Analysis of the vibrational spectrum of symmetrically solvated alkali metal cations

Abstract

This paper presents the results of an analysis of the vibrational spectrum of the solvated alkali metal cations in dimethyl sulphoxide (DMSO). The purpose of this study is to determine more about the structure of the primary solvation shell and to formulate a clearer picture of the vibrational states of these species. The ionic systems are investigated with the use of a potential energy function which consists basically of an ionic term and an exponential repulsion. Dispersion interactions, where they apply, are accounted for with the use of the Morse function. For systems with cubicsymmetry there is no dependence in the force constant upon electrostatic terms.
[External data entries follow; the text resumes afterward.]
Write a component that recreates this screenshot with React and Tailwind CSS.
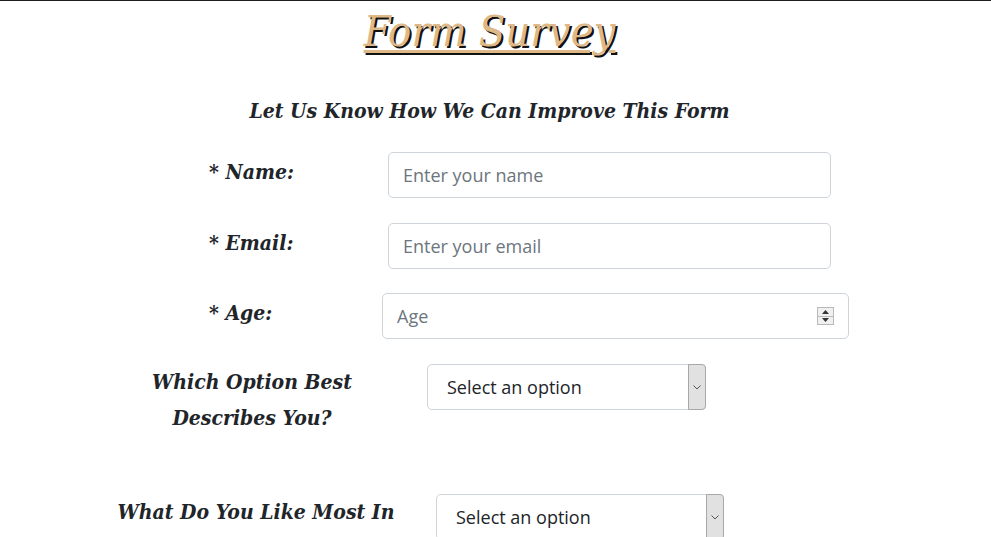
import React from 'react';

const serif = "font-['DejaVu_Serif_Condensed','DejaVu_Serif','Liberation_Serif',serif]";

const Spinner = () => (
  <span className="absolute right-[15px] top-[14px] flex h-[18px] w-[17px] flex-col border border-[#b9b9b9] bg-[#f0f0f0]">
    <span className="flex flex-1 items-center justify-center border-b border-[#b9b9b9]">
      <svg width="7" height="4" viewBox="0 0 7 4"><path d="M3.5 0L7 4H0z" fill="#333" /></svg>
    </span>
    <span className="flex flex-1 items-center justify-center">
      <svg width="7" height="4" viewBox="0 0 7 4"><path d="M0 0h7L3.5 4z" fill="#333" /></svg>
    </span>
  </span>
);

const SelectBox = ({ width }) => (
  <div className={`relative h-[46px] ${width}`}>
    <select
      defaultValue=""
      className="h-full w-full appearance-none rounded-[5px] border border-[#ced4da] bg-white pl-[19px] text-[18px] text-[#212529] font-['Open_Sans','Noto_Sans',sans-serif] outline-none"
    >
      <option value="" disabled>Select an option</option>
      <option>Student</option>
      <option>Full-time job</option>
      <option>Other</option>
    </select>
    <span className="pointer-events-none absolute right-0 top-0 flex h-full w-[18px] items-center justify-center rounded-r-[4px] border border-[#a8a8a8] bg-[#e1e1e1]">
      <svg width="8" height="5" viewBox="0 0 8 5"><path d="M0.5 0.5L4 4L7.5 0.5" fill="none" stroke="#555" strokeWidth="1" /></svg>
    </span>
  </div>
);

const inputCls =
  "h-[46px] rounded-[5px] border border-[#ced4da] bg-white pl-[14px] text-[18px] text-[#212529] placeholder:text-[#6c757d] font-['Open_Sans','Noto_Sans',sans-serif] outline-none";

const labelCls = `${serif} text-[21px] font-bold italic text-[#212529]`;

export default function App() {
  return (
    <div className="min-h-screen border-t border-[#1c1c21] bg-white">
      <h1 className={`${serif} mt-[2px] pr-[12px] text-center text-[43px] leading-[56px] italic text-[#deb887] underline decoration-[3px] underline-offset-[4px] [text-shadow:2px_2px_0_#111]`}>
        Form Survey
      </h1>

      <h2 className={`${labelCls} mt-[37px] text-center leading-[30px] pr-[12px]`}>
        Let Us Know How We Can Improve This Form
      </h2>

      <form className="mt-[26px]">
        <div className="ml-[209px] mb-[25px] flex items-start">
          <label className={`${labelCls} w-[179px] leading-[40px]`}>* Name:</label>
          <input type="text" placeholder="Enter your name" className={`${inputCls} w-[443px]`} />
        </div>

        <div className="ml-[209px] mb-[24px] flex items-start">
          <label className={`${labelCls} w-[179px] leading-[40px]`}>* Email:</label>
          <input type="email" placeholder="Enter your email" className={`${inputCls} w-[443px]`} />
        </div>

        <div className="ml-[209px] mb-[25px] flex items-start">
          <label className={`${labelCls} w-[173px] leading-[40px]`}>* Age:</label>
          <div className="relative">
            <input type="text" placeholder="Age" className={`${inputCls} w-[467px]`} />
            <Spinner />
          </div>
        </div>

        <div className="ml-[143px] mb-[58px] flex items-start">
          <label className={`${labelCls} w-[218px] text-center leading-[36px]`}>
            Which Option Best Describes You?
          </label>
          <div className="ml-[66px]">
            <SelectBox width="w-[279px]" />
          </div>
        </div>

        <div className="ml-[111px] flex items-start">
          <label className={`${labelCls} w-[290px] text-center leading-[36px]`}>
            What Do You Like Most In This Form?
          </label>
          <div className="ml-[35px]">
            <SelectBox width="w-[288px]" />
          </div>
        </div>
      </form>
    </div>
  );
}
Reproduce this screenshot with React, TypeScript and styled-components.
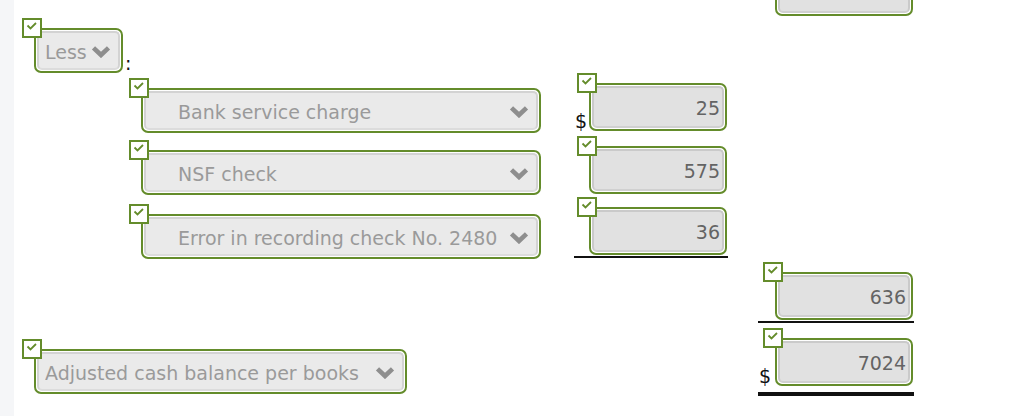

Thus, the far infrared spectrum provides a probe of the repulsion interaction which operates between the ion and the solvent. On the other hand, the breathing modes depend upon all contributions in the potential function. This study shows that the ions of lithium, sodium and potassium can be regarded as classical point charges. Dispersion effects are not important for these ions. The far infrared spectra of the ions of rubidium and cesium, on the other hand, depend upon dispersion forces. Finally, the ions of lithium and sodium may be regarded as atomic masses trapped inside an infinitely massive solvent cage. For the remaining alkali metal ions, reduced mass effects are important in the determination of the vibrational frequencies.